The first lake is beautiful, with Mount MacFarlane staring at you from the south end of the lake, and a waterfall cascading from the upper lake, down the face of the ridge visible from the lake’s edge. There are a few flat spots for camping at the north end of the lake, which is where we camped, but there were better spots at the south end of the lake, a further 10 minutes down the trail, and then a steep descent to the lake edge.

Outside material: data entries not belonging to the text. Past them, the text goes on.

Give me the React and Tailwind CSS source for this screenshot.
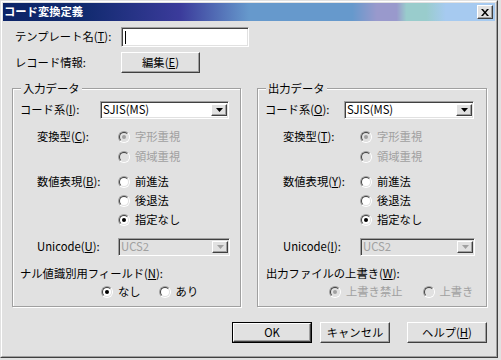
const FACE = 'bg-[#e1e1e1]';

function U({ children }) {
  return <span className="underline underline-offset-[1px]">{children}</span>;
}

function Radio({ checked = false, disabled = false }) {
  return (
    <span className="inline-block w-[12px] h-[12px] shrink-0 rounded-full border border-t-[#a0a0a0] border-l-[#a0a0a0] border-r-white border-b-white">
      <span
        className={`flex items-center justify-center w-full h-full rounded-full border border-t-[#404040] border-l-[#404040] border-r-[#e1e1e1] border-b-[#e1e1e1] ${
          disabled ? 'bg-[#e1e1e1]' : 'bg-white'
        }`}
      >
        {checked && (
          <span className={`block w-[4px] h-[4px] rounded-full ${disabled ? 'bg-[#a0a0a0]' : 'bg-black'}`} />
        )}
      </span>
    </span>
  );
}

function RadioItem({ label, checked, disabled }) {
  return (
    <span className="flex items-center gap-[5px]">
      <Radio checked={checked} disabled={disabled} />
      <span className={disabled ? 'text-[#a0a0a0]' : 'text-black'}>{label}</span>
    </span>
  );
}

function Select({ value, className = '', disabled = false }) {
  return (
    <div
      className={`flex items-center h-[18px] border border-t-[#a0a0a0] border-l-[#a0a0a0] border-r-white border-b-white shadow-[inset_1px_1px_0_#404040,inset_-1px_-1px_0_#e1e1e1] ${
        disabled ? 'bg-[#e1e1e1] text-[#a0a0a0]' : 'bg-white text-black'
      } ${className}`}
    >
      <span className="flex-1 pl-[2px]">{value}</span>
      <span className="flex items-center justify-center w-[16px] h-[12px] mr-[1px] bg-[#e1e1e1] border border-t-white border-l-white border-r-[#404040] border-b-[#404040] shadow-[inset_-1px_-1px_0_#a0a0a0]">
        <svg width="7" height="4" viewBox="0 0 7 4">
          <path d="M0 0h7L3.5 4z" fill={disabled ? '#a0a0a0' : '#000'} />
        </svg>
      </span>
    </div>
  );
}

function Button({ children, className = '', isDefault = false }) {
  const inner = (
    <div className="flex items-center justify-center w-full h-full bg-[#e1e1e1] border border-t-white border-l-white border-r-[#404040] border-b-[#404040] shadow-[inset_-1px_-1px_0_#a0a0a0]">
      {children}
    </div>
  );
  if (isDefault) {
    return <div className={`h-[21px] border border-black ${className}`}>{inner}</div>;
  }
  return <div className={`h-[21px] ${className}`}>{inner}</div>;
}

function Group({ title, className = '', children }) {
  return (
    <div className={`relative h-[219px] border border-[#a0a0a0] shadow-[inset_1px_1px_0_white,1px_1px_0_white] ${className}`}>
      <span className={`absolute -top-[8px] left-[8px] px-[2px] leading-[14px] ${FACE}`}>{title}</span>
      <div className="flex flex-col pt-[11px]">{children}</div>
    </div>
  );
}

export default function App() {
  return (
    <div
      className={`w-[501px] h-[360px] ${FACE} text-[11.3px] leading-none text-black`}
      style={{ fontFamily: '"Noto Sans CJK JP", "Liberation Sans", sans-serif' }}
    >
      <div className="w-[498px] h-[358px] border border-t-[#e1e1e1] border-l-[#e1e1e1] border-r-[#404040] border-b-[#404040]">
        <div className="w-full h-full border border-t-white border-l-white border-r-[#a0a0a0] border-b-[#a0a0a0] p-[1px] flex flex-col">
          {/* title bar */}
          <div className="flex items-center h-[18px] bg-[linear-gradient(to_right,#0c2468_0%,#102a6e_16%,#3b3b9b_36%,#6699cc_50%,#6699cc_71%,#9999cc_76%,#9999cc_80%,#99cccc_82%,#99cccc_86%,#a6caf0_90%,#a6caf0_100%)]">
            <span className="pl-[1px] flex-1 text-white font-bold">コード変換定義</span>
            <span className="flex items-center justify-center w-[16px] h-[14px] mr-[2px] bg-[#e1e1e1] border border-t-white border-l-white border-r-[#404040] border-b-[#404040] shadow-[inset_-1px_-1px_0_#a0a0a0]">
              <svg width="8" height="7" viewBox="0 0 8 7">
                <path d="M0 0h2l2 2.5L6 0h2L5 3.5 8 7H6L4 4.5 2 7H0l3-3.5z" fill="#000" />
              </svg>
            </span>
          </div>

          {/* template name */}
          <div className="flex items-center mt-[6px] pl-[12px]">
            <span className="w-[106px]">
              テンプレート名(<U>T</U>):
            </span>
            <div className="flex items-center w-[128px] h-[20px] bg-white border border-t-[#a0a0a0] border-l-[#a0a0a0] border-r-white border-b-white shadow-[inset_1px_1px_0_#404040,inset_-1px_-1px_0_#e1e1e1]">
              <span className="ml-[3px] w-[1px] h-[13px] bg-black" />
            </div>
          </div>

          {/* record info */}
          <div className="flex items-center mt-[5px] pl-[12px]">
            <span className="w-[106px]">レコード情報:</span>
            <Button className="w-[79px]">
              編集(<U>E</U>)
            </Button>
          </div>

          {/* groups */}
          <div className="flex mt-[15px] pl-[9px] gap-[16px]">
            <Group title="入力データ" className="w-[229px]">
              <div className="flex items-center h-[20px] pl-[7px]">
                <span className="w-[80px]">
                  コード系(<U>I</U>):
                </span>
                <Select value="SJIS(MS)" className="w-[129px]" />
              </div>
              <div className="flex items-center h-[20px] mt-[7px] pl-[24px]">
                <span className="w-[81px]">
                  変換型(<U>C</U>):
                </span>
                <RadioItem label="字形重視" checked disabled />
              </div>
              <div className="flex items-center h-[20px] pl-[105px]">
                <RadioItem label="領域重視" disabled />
              </div>
              <div className="flex items-center h-[19px] mt-[5px] pl-[24px]">
                <span className="w-[81px]">
                  数値表現(<U>B</U>):
                </span>
                <RadioItem label="前進法" />
              </div>
              <div className="flex items-center h-[19px] pl-[105px]">
                <RadioItem label="後退法" />
              </div>
              <div className="flex items-center h-[19px] pl-[105px]">
                <RadioItem label="指定なし" checked />
              </div>
              <div className="flex items-center h-[20px] mt-[8px] pl-[24px]">
                <span className="w-[81px]">
                  Unicode(<U>U</U>):
                </span>
                <Select value="UCS2" className="w-[112px]" disabled />
              </div>
              <div className="flex items-center h-[18px] mt-[8px] pl-[7px]">
                ナル値識別用フィールド(<U>N</U>):
              </div>
              <div className="flex items-center h-[18px] pl-[88px] gap-[18px]">
                <RadioItem label="なし" checked />
                <RadioItem label="あり" />
              </div>
            </Group>

            <Group title="出力データ" className="w-[230px]">
              <div className="flex items-center h-[20px] pl-[7px]">
                <span className="w-[79px]">
                  コード系(<U>O</U>):
                </span>
                <Select value="SJIS(MS)" className="w-[130px]" />
              </div>
              <div className="flex items-center h-[20px] mt-[7px] pl-[25px]">
                <span className="w-[77px]">
                  変換型(<U>T</U>):
                </span>
                <RadioItem label="字形重視" checked disabled />
              </div>
              <div className="flex items-center h-[20px] pl-[102px]">
                <RadioItem label="領域重視" disabled />
              </div>
              <div className="flex items-center h-[19px] mt-[5px] pl-[25px]">
                <span className="w-[77px]">
                  数値表現(<U>Y</U>):
                </span>
                <RadioItem label="前進法" />
              </div>
              <div className="flex items-center h-[19px] pl-[102px]">
                <RadioItem label="後退法" />
              </div>
              <div className="flex items-center h-[19px] pl-[102px]">
                <RadioItem label="指定なし" checked />
              </div>
              <div className="flex items-center h-[20px] mt-[8px] pl-[25px]">
                <span className="w-[77px]">
                  Unicode(<U>I</U>):
                </span>
                <Select value="UCS2" className="w-[115px]" disabled />
              </div>
              <div className="flex items-center h-[18px] mt-[8px] pl-[8px]">
                出力ファイルの上書き(<U>W</U>):
              </div>
              <div className="flex items-center h-[18px] pl-[71px] gap-[20px]">
                <RadioItem label="上書き禁止" checked disabled />
                <RadioItem label="上書き" disabled />
              </div>
            </Group>
          </div>

          {/* buttons */}
          <div className="flex mt-[15px] pl-[229px]">
            <Button className="w-[80px]" isDefault>
              OK
            </Button>
            <Button className="w-[70px] ml-[8px]">キャンセル</Button>
            <Button className="w-[80px] ml-[17px]">
              ヘルプ(<U>H</U>)
            </Button>
          </div>
        </div>
      </div>
    </div>
  );
}
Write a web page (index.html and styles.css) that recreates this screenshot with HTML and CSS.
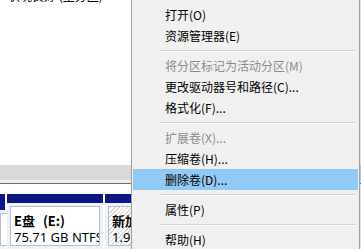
FILE: index.html
```html
<!DOCTYPE html>
<html lang="zh-CN">
<head>
    <meta charset="UTF-8">
    <title>磁盘管理</title>
    <link rel="stylesheet" href="styles.css">
</head>
<body>
    <div class="app">
        <div class="volumes">
            <div class="status">状况良好 (主分区)</div>
        </div>
        <div class="hscroll"></div>
        <div class="splitter"></div>
        <div class="disk">
            <div class="part part-prev">
                <div class="head"></div>
                <div class="body"><div class="box"></div></div>
            </div>
            <div class="part part-e">
                <div class="head"></div>
                <div class="body">
                    <div class="box">
                        <div class="name">E盘 <span class="drive">(E:)</span></div>
                        <div class="size">75.71 GB NTFS</div>
                    </div>
                </div>
            </div>
            <div class="part part-new">
                <div class="head"></div>
                <div class="body">
                    <div class="box hatch">
                        <div class="name">新加卷 <span class="drive">(F:)</span></div>
                        <div class="size">1.95 GB NTFS</div>
                    </div>
                </div>
            </div>
        </div>
    </div>

    <!-- 右键菜单 -->
    <ul class="menu">
        <li class="item">打开(O)</li>
        <li class="item">资源管理器(E)</li>
        <li class="sep"></li>
        <li class="item disabled">将分区标记为活动分区(M)</li>
        <li class="item">更改驱动器号和路径(C)...</li>
        <li class="item">格式化(F)...</li>
        <li class="sep"></li>
        <li class="item disabled">扩展卷(X)...</li>
        <li class="item">压缩卷(H)...</li>
        <li class="item active">删除卷(D)...</li>
        <li class="sep"></li>
        <li class="item">属性(P)</li>
        <li class="sep"></li>
        <li class="item">帮助(H)</li>
    </ul>
</body>
</html>
```

FILE: styles.css
```css
body {
    margin: 0;
    width: 361px;
    height: 249px;
    overflow: hidden;
    position: relative;
    background: #fff;
    font-family: "Noto Sans CJK SC", "Noto Sans", sans-serif;
    color: #000;
}
.app {
    display: flex;
    flex-direction: column;
    height: 249px;
}
.volumes {
    height: 165px;
    overflow: hidden;
}
.status {
    margin: -12px 0 0 8px;
    font-size: 12px;
    line-height: 16px;
}
.hscroll {
    height: 15px;
    background: #d9d9d9;
}
.splitter {
    height: 3px;
    background: #efefef;
    border-bottom: 1px solid #6e6e6e;
}
.disk {
    flex: 1;
    display: flex;
    gap: 2px;
    padding-top: 10px;
    min-height: 0;
}
.part {
    display: flex;
    flex-direction: column;
    flex-shrink: 0;
}
.part-prev { width: 5px; }
.part-e { width: 96px; }
.part-new { width: 120px; }
.head {
    height: 16px;
    background: #0b1784;
}
.body {
    flex: 1;
    padding: 3px;
    background: #eef1f5;
}
.part-prev .body {
    padding: 3px 0;
}
.box {
    height: 100%;
    box-sizing: border-box;
    background: #fff;
    border: 1px solid #b4bfce;
    padding: 6px 3px 0;
    overflow: hidden;
    white-space: nowrap;
    font-family: "Noto Sans", "Noto Sans CJK SC", sans-serif;
    font-size: 13px;
    line-height: 16px;
}
.box .name {
    font-weight: bold;
    font-family: "Noto Sans CJK SC", sans-serif;
}
.drive {
    margin-left: 5px;
}
.hatch {
    background: repeating-linear-gradient(-45deg, #fff 0 2px, #d8d8d8 2px 3px);
}

.menu {
    position: absolute;
    left: 131px;
    top: -17px;
    width: 229px;
    box-sizing: border-box;
    margin: 0;
    padding: 20px 1px 4px;
    list-style: none;
    background: #f0f0f0;
    border: 1px solid #a0a0a0;
    box-shadow: 1px 1px 2px rgba(0,0,0,0.18);
    font-size: 12px;
}
.item {
    height: 21px;
    line-height: 21px;
    padding-left: 32px;
    white-space: nowrap;
}
.item.disabled {
    color: #8d8d8d;
}
.item.active {
    background: #91c9f7;
}
.sep {
    height: 1px;
    margin: 4px 2px 3px 27px;
    background: #d3d3d3;
    border-bottom: 1px solid #fbfbfb;
}
```
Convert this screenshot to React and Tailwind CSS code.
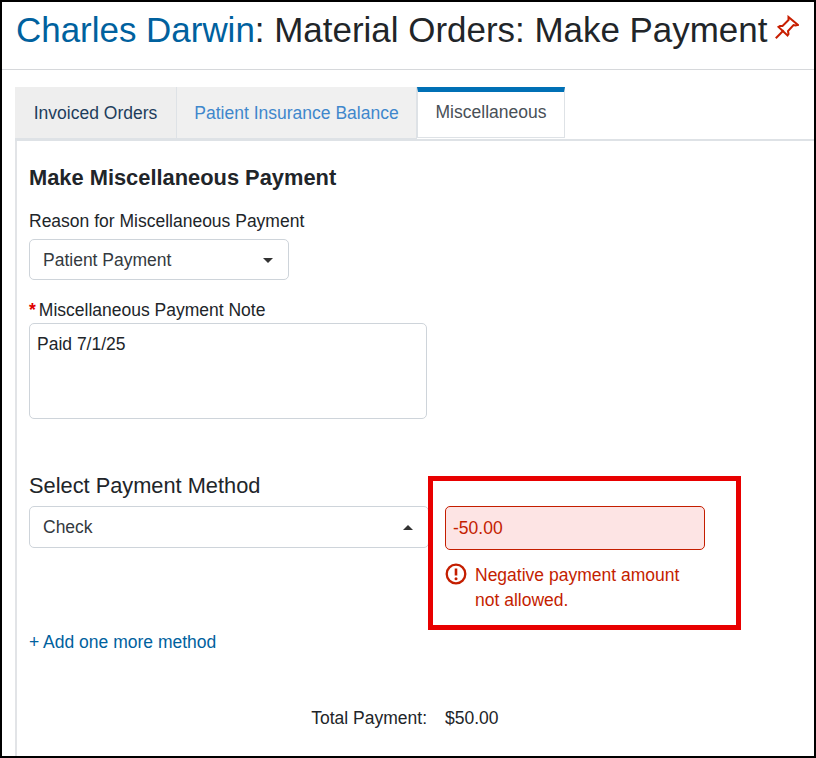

After passing flasks around the fire for a while, we all slept well, tired from hiking, even though we had only hiked 3 hours. Sunday morning, it was just a one hour hike up to the second lake. The trail is steep in sections, but not difficult technically. It was great to hike without all our camping gear! The upper lake was still 70% frozen. It was another 45 minutes up the snow free ridge to the top of the mountain – this portion involved a tiny bit of scrambling but it was mostly hiking. At the top, the views were incredible. We could even see Mt. Rainier to the south. We hiked back down to the first lake quickly, ate lunch, packed up, swam, and headed back to the car. It’s even more of a slog down – it’s relentless down and down and down. Hiking poles definitely helped! On our way down, we passed some hikers coming up who warned us that 4 out of the 6 cars parked overnight had been broken into. Fortunately, we were one of the two cars that remained intact. The drive back was quick with no traffic. Epsom salts baths were in order to soothe sore legs from the descent.”

Refelction

Needle Peak 09/07/11

Chris M. on Needle Peak:
“No one was able to join my Gamuza idea. So it was easy for me to change my mind and go up Needle Peak instead. The westbound side of the Zupkios pullout is closed anyway. Snow starts on the trail within the first 15 minutes. But footing was easy, I wore trail runners for the entire trip. Once you start the first scramble it is only on rock the rest of the way. I camped on the final ridge, only minutes from the summit, beside a pretty little tarn. The scrambling is fairly simple, when staying on route! The weather was good with just enough wind so there was NO bugs.”